With war looming and newly divorced, John Ferren returned to the States in 1938. There in New York City he continued his exploration of new ideas and concepts. John Ferren’s art became popular throughout the United States during this time. Partly through Pierre Matisse’s love of his innovative work with plaster etchings. The etchings being a 19th century technique which he had rediscovered and used to astounding effect.
John Ferren’s artwork in plaster were some of the first American artwork acquired by Solomon Guggenheim, of the famous Guggenheim Museums. Experimenting with Zen and Tao disciplines through his friendship with Yun Gee, the avant garde experimental artist, John Ferren found he had a new impetus to capture movement, clarity and the nature of things through his art compositions. These were mostly abstract, though he continued with figurative painting during this period and his lifetime.

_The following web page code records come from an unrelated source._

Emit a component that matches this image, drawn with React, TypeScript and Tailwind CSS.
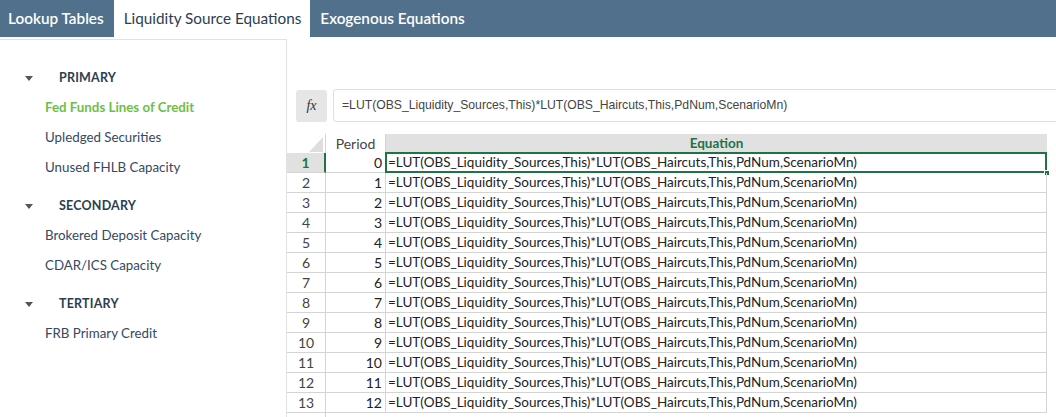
import React from 'react';

const EQ = '=LUT(OBS_Liquidity_Sources,This)*LUT(OBS_Haircuts,This,PdNum,ScenarioMn)';

interface Group {
  title: string;
  items: string[];
}

const groups: Group[] = [
  { title: 'PRIMARY', items: ['Fed Funds Lines of Credit', 'Upledged Securities', 'Unused FHLB Capacity'] },
  { title: 'SECONDARY', items: ['Brokered Deposit Capacity', 'CDAR/ICS Capacity'] },
  { title: 'TERTIARY', items: ['FRB Primary Credit'] },
];

const rows = Array.from({ length: 13 }, (_, i) => i);

function Sidebar() {
  return (
    <aside className="w-[287px] shrink-0 mt-[2px] border-t border-r border-[#e2e2e2] pt-[23px] font-['Lato',sans-serif]">
      {groups.map((g, gi) => (
        <div key={g.title} className={gi > 0 ? 'mt-[8px]' : ''}>
          <div className="h-[30px] flex items-center">
            <span className="ml-[25px] w-0 h-0 border-l-[4.5px] border-r-[4.5px] border-t-[5px] border-l-transparent border-r-transparent border-t-[#555]" />
            <span className="ml-[26px] text-[12.5px] font-bold text-[#2c3e50] tracking-[0.2px]">{g.title}</span>
          </div>
          {g.items.map((item) => {
            const active = item === 'Fed Funds Lines of Credit';
            return (
              <div
                key={item}
                className={
                  'h-[30px] flex items-center pl-[45px] text-[13.3px] ' +
                  (active ? 'font-bold text-[#6dbf44]' : 'text-[#34495e]')
                }
              >
                {item}
              </div>
            );
          })}
        </div>
      ))}
    </aside>
  );
}

function Grid() {
  return (
    <div className="mt-[12px] font-['Lato',sans-serif] text-[13.5px] text-[#222]">
      {/* header */}
      <div className="flex h-[19px]">
        <div className="w-[39px] border-r border-[#d4d4d4] relative">
          <svg className="absolute right-[2px] bottom-[1px]" width="14" height="15" viewBox="0 0 14 15">
            <polygon points="14,0 14,15 0,15" fill="#dedede" />
          </svg>
        </div>
        <div className="w-[60px] border-r border-[#d4d4d4] flex items-center justify-center text-[#444] text-[14px]">Period</div>
        <div className="w-[661px] bg-[#e1e1e1] flex items-center justify-center font-bold text-[#217346] text-[13.5px]">
          Equation
        </div>
      </div>
      {rows.map((i) => {
        const first = i === 0;
        return (
          <div key={i} className="flex h-[20px]">
            <div
              className={
                'w-[39px] border-b border-[#d4d4d4] flex items-center justify-center leading-none text-[14px] ' +
                (first ? 'bg-[#e1e1e1] border-r-2 border-r-[#217346] font-bold text-[#217346]' : 'border-r text-[#444]')
              }
            >
              {i + 1}
            </div>
            <div className="w-[60px] border-r border-b border-[#d4d4d4] flex items-center justify-end pr-[3px] leading-none text-[14px]">
              {i}
            </div>
            <div className="w-[661px] border-r border-b border-[#d4d4d4] flex items-center pl-[2px] leading-none relative whitespace-nowrap">
              {EQ}
              {first && (
                <>
                  <span className="absolute -left-[1px] -top-[1px] -right-[1px] -bottom-[1px] border-2 border-[#217346]" />
                  <span className="absolute -right-[4px] -bottom-[4px] w-[6px] h-[6px] bg-[#217346] border border-white" />
                </>
              )}
            </div>
          </div>
        );
      })}
      <div className="flex h-[10px]">
        <div className="w-[39px] border-r border-[#d4d4d4]" />
      </div>
    </div>
  );
}

export default function App() {
  return (
    <div className="w-[1056px] h-[417px] bg-white overflow-hidden flex flex-col">
      {/* Tabs */}
      <div className="h-[37px] shrink-0 bg-[#50708b] flex items-stretch font-['Lato',sans-serif] text-[15.3px]">
        <div className="px-[8px] flex items-center text-white font-semibold">Lookup Tables</div>
        <div className="ml-[2px] pl-[10px] pr-[9px] bg-white flex items-center text-[#2c3e50]">Liquidity Source Equations</div>
        <div className="px-[10px] flex items-center text-white font-semibold">Exogenous Equations</div>
      </div>

      <div className="flex flex-1 min-h-0">
        <Sidebar />
        <main className="flex-1 min-w-0">
          {/* Formula bar */}
          <div className="flex items-center pt-[52px] pl-[9px]">
            <div className="w-[31px] h-[32px] rounded-[3px] bg-[#e6e6e6] flex items-center justify-center font-['Liberation_Serif',serif] italic text-[14px] text-[#333]">
              fx
            </div>
            <div className="ml-[6px] flex-1 h-[33px] -mr-[4px] border border-[#e0e0e0] rounded-l-[3px] flex items-center pl-[8px] font-['Liberation_Sans',sans-serif] text-[12.2px] text-[#444] whitespace-nowrap">
              {EQ}
            </div>
          </div>
          <Grid />
        </main>
      </div>
    </div>
  );
}
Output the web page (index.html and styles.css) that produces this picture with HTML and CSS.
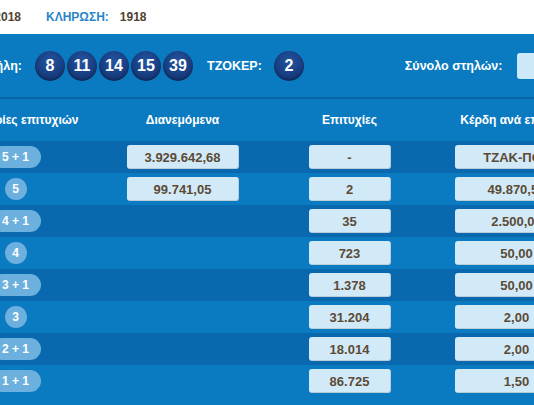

As John Ferren’s artistic career developed, he found new ways of combining all the influences from his travels and other artists. His travels took him to the Middle East, Lebanon, where he was moved by the Islamic art he encountered. It was the sense of geometry so integral to that art form that he injected into his work. At once spontaneous and constructive, his later works capture an expressionistic attitude combined with his strong sense of form. This created a unique oeuvre that continues to inspire and confound expectations today.
Ferren also worked in film, collaborating with Alfred Hitchcock on Vertigo and The Trouble with Harry. For a while, John Ferren was also president of the abstract expressionist “Club”. While never attaining the recognition in his lifetime of the great artists of the period, John Ferren is still much more than a footnote in abstract expressionism. He was truly at the forefront of the movement for quite some time.
Still exhibited around the world, John Ferren’s paintings and artwork are unlikely to fade from view. His paintings and sculpture have a timeless quality that will continue to inspire creativity and enjoyment for generations.
John Ferren died on July 24th 1970 in New York, having been an active member of the art scene right up until his demise.